If I understand the situation correctly, I think you are saying that:

[func(x) for x in items]

would overwrite or create a global x. Is that correct?

If so, I think that’s much worse than merely changing the traceback slightly in the event of an exception.

How does the performance loss due to the cellvars compare to the performance gain from avoiding the comprehension function object?

Are the function calls more expensive than they currently are? If not, I think that’s a moot point.

tekknolagi · January 10, 2023, 11:35pm

Ah, no. What I mean to say is that

def foo(x):
  return [item for item in x]

might create a new function called <_comprehension_hoisted_0> or similar that is called from foo, as if written as:

def <_comprehension_hoisted_0>(x):
  result = []
  for item in x:
    result.append(x)
  return result

def foo(x):
  return <_comprehension_hoisted_0>(x)

and then <_comprehension_hoisted_0> is in globals() of the module.

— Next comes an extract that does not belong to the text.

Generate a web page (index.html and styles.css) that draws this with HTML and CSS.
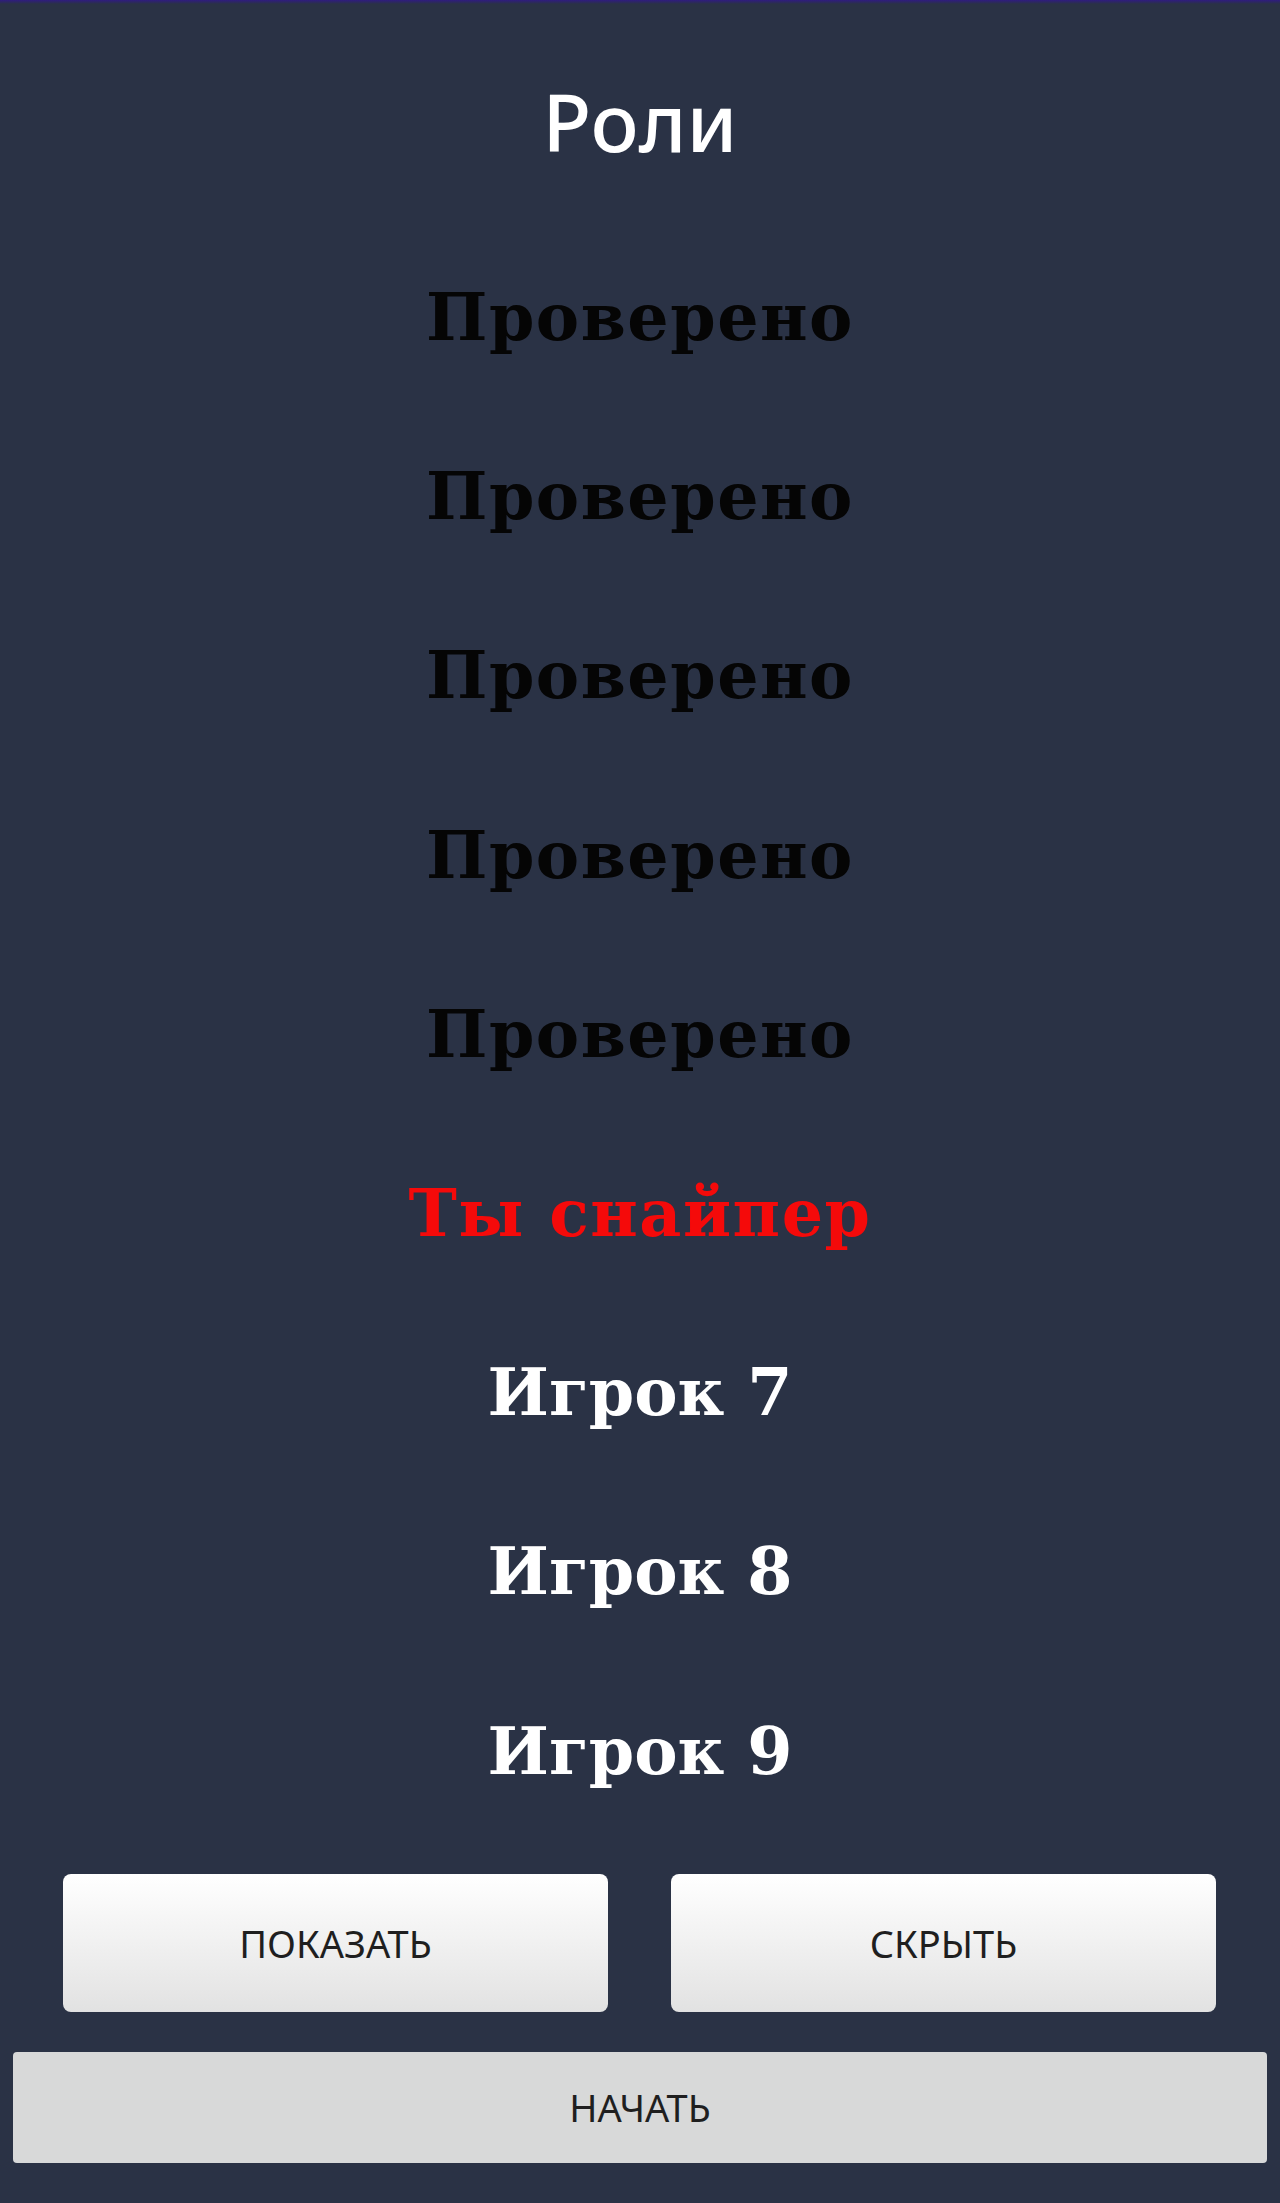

steven.daprano · January 11, 2023, 12:07am

Ah, that’s not as bad as I thought, but it’s still pretty invasive,
especially for those who use lots of list comps, and even more so for
anyone that processes globals() looking for functions.

If you have a bunch of list comps that get run once, their hoisted
functions will live forever, in globals.

carljm · January 11, 2023, 12:09am

I think the hoisting approach in some ways ends up pretty similar to the “just optimize out the new function object and don’t change anything else” approach (you’re still making a call but you don’t have to create a new function object each time), but I don’t really like it in terms of user expectations. I think it’s somewhat surprising that [x for x in y] currently creates and calls a nested function; it would be arguably less surprising if it didn’t, and it would be much more surprising if it not only created a function but also hoisted it to module global level under some auto-generated name. Since these are observable, not transparent optimizations, this is a relevant factor.